GOAL »
Copy every line of the data that contains the string "components".

DATASET »
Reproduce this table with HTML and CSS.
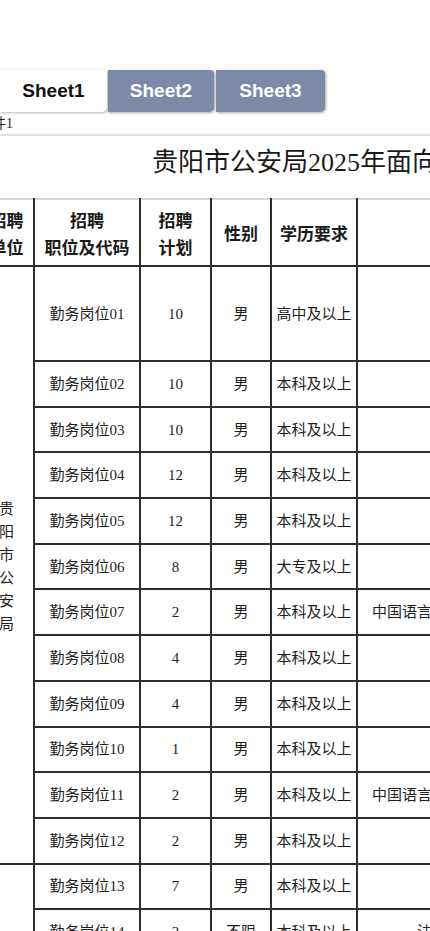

...

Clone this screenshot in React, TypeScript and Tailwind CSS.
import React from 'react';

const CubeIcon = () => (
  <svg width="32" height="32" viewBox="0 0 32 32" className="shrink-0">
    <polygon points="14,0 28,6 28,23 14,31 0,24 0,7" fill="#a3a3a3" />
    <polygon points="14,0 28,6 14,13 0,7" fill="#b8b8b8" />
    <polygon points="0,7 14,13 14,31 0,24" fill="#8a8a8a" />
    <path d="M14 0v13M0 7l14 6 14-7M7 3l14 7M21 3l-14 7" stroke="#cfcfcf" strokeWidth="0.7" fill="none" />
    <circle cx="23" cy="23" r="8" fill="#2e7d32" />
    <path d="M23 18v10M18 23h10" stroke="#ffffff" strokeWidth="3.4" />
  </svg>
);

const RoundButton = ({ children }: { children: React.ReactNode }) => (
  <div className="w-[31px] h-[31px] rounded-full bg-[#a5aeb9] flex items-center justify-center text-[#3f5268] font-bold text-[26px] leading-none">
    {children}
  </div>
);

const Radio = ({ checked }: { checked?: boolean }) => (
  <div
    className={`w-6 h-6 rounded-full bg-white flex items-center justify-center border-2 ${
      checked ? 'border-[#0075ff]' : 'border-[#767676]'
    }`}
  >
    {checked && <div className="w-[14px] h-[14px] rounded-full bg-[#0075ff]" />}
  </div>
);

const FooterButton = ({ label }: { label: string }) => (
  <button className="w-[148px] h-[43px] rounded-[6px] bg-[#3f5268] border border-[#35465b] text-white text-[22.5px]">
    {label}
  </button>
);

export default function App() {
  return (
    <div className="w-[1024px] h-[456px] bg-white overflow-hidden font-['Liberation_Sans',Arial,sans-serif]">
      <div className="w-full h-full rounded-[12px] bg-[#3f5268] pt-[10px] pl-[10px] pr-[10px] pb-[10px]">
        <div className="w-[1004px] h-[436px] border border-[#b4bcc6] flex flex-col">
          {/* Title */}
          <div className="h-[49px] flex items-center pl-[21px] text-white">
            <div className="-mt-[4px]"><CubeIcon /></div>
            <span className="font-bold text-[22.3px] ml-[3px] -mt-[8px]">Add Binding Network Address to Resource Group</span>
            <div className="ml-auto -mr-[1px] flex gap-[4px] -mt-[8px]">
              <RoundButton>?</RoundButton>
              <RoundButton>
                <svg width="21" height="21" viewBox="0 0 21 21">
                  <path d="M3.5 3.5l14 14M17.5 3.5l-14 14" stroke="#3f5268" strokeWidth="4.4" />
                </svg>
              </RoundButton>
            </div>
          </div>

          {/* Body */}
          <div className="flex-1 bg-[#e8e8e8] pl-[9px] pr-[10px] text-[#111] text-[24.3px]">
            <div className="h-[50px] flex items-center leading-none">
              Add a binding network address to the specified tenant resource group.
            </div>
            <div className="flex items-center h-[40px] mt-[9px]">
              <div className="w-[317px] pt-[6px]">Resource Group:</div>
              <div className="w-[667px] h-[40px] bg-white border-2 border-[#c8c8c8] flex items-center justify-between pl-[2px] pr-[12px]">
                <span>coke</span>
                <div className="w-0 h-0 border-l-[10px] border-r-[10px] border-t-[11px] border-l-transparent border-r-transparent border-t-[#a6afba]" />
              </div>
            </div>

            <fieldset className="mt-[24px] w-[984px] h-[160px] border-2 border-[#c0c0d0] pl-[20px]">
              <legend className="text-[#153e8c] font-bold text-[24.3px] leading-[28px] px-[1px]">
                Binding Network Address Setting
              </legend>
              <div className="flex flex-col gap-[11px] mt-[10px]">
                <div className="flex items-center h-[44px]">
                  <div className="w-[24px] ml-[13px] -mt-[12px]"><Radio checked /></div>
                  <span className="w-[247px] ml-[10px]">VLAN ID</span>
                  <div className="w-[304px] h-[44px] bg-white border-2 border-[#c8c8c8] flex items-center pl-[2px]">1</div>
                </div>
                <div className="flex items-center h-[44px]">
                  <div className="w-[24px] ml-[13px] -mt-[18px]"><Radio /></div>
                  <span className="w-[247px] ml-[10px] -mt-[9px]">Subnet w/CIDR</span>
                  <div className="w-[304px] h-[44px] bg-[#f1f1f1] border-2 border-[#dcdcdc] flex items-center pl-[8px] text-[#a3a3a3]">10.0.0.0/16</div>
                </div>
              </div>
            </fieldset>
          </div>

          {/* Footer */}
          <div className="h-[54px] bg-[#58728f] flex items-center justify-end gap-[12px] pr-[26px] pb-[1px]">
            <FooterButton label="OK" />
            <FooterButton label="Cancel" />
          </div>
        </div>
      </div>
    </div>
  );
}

* * *

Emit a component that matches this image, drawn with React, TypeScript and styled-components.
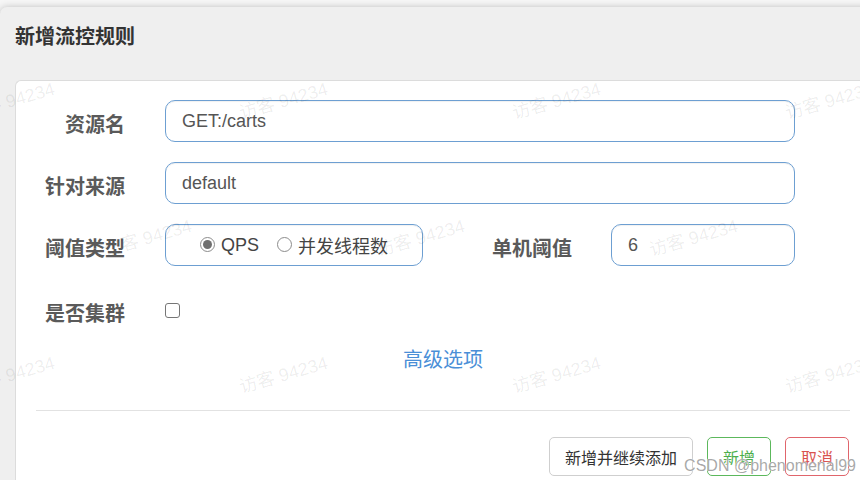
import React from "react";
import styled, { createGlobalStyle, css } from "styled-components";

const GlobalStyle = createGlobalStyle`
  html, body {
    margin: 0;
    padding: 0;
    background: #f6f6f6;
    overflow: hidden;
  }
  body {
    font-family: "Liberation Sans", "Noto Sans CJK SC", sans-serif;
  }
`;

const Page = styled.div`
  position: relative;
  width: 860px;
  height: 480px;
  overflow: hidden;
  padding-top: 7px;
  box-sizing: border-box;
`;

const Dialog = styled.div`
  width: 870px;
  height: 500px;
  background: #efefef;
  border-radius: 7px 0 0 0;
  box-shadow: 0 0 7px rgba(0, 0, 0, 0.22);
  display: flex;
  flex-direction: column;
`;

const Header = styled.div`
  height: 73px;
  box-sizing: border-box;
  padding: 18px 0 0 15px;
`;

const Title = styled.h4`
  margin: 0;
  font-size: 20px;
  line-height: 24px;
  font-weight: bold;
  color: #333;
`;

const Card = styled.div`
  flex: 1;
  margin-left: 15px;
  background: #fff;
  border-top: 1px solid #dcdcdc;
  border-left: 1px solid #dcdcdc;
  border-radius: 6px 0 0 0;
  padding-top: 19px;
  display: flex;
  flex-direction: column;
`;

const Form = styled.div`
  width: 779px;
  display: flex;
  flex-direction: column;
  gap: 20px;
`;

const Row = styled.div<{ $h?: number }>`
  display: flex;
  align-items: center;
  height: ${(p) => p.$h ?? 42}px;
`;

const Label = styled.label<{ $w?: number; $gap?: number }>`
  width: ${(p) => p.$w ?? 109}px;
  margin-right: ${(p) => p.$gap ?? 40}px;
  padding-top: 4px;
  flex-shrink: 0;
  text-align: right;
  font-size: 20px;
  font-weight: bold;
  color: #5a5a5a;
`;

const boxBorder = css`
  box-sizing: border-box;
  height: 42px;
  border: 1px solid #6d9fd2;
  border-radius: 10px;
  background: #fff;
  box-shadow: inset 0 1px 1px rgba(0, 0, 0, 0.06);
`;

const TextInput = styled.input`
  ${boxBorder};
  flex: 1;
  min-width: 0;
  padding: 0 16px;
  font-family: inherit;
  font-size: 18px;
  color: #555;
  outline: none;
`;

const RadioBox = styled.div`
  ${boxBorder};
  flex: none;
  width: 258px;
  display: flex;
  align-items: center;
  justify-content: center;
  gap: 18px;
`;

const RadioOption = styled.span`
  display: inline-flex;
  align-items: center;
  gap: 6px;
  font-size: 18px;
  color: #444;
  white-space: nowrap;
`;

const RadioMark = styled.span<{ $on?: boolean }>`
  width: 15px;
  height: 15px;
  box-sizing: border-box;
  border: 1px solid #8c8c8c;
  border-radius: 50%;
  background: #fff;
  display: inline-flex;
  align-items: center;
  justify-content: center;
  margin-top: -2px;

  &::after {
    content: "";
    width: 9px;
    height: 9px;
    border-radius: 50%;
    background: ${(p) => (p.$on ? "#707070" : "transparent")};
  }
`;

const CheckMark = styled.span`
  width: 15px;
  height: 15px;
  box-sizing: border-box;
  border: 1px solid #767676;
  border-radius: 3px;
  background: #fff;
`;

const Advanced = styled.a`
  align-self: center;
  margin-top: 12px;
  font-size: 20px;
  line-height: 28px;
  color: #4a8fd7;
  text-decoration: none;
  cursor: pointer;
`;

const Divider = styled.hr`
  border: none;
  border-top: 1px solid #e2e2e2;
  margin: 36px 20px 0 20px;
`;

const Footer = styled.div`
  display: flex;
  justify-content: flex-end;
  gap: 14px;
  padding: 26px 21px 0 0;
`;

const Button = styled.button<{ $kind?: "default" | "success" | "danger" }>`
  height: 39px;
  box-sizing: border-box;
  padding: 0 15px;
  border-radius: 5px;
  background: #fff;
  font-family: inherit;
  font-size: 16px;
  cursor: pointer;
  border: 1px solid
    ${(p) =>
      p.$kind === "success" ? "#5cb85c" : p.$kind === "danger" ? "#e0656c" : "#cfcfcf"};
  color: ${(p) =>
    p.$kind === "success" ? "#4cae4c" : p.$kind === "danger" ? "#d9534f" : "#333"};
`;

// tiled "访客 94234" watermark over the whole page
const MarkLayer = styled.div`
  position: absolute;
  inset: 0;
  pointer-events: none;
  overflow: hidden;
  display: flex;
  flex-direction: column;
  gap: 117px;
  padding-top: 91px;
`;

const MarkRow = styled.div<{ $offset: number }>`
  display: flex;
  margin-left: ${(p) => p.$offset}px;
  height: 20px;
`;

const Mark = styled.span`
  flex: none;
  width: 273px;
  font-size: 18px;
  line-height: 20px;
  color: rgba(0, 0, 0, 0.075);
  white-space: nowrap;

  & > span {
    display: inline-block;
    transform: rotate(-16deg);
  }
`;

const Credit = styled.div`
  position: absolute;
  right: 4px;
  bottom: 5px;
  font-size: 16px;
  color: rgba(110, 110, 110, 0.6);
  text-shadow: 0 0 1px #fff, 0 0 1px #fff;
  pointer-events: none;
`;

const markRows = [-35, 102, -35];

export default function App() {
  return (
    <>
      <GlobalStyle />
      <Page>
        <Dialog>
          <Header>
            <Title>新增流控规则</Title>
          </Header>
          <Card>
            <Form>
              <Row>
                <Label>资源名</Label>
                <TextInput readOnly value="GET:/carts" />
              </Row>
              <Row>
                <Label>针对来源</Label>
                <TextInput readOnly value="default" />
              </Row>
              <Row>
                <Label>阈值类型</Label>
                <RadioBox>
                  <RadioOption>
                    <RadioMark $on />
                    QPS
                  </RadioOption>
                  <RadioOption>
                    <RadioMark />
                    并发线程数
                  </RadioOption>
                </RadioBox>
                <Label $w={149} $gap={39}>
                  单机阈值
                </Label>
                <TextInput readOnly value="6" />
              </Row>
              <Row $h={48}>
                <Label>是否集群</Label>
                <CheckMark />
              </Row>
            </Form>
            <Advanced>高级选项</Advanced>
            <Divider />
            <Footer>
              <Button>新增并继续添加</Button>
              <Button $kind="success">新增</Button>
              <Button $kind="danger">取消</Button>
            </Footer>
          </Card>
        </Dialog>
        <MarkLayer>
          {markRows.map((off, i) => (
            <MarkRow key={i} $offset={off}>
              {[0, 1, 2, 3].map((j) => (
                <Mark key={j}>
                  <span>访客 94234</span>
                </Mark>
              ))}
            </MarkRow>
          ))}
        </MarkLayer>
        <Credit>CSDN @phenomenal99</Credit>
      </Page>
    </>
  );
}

COMPLETE RESPONSE »
Emit a component that matches this image, drawn with React, TypeScript and styled-components.
import styled, { createGlobalStyle, css } from "styled-components";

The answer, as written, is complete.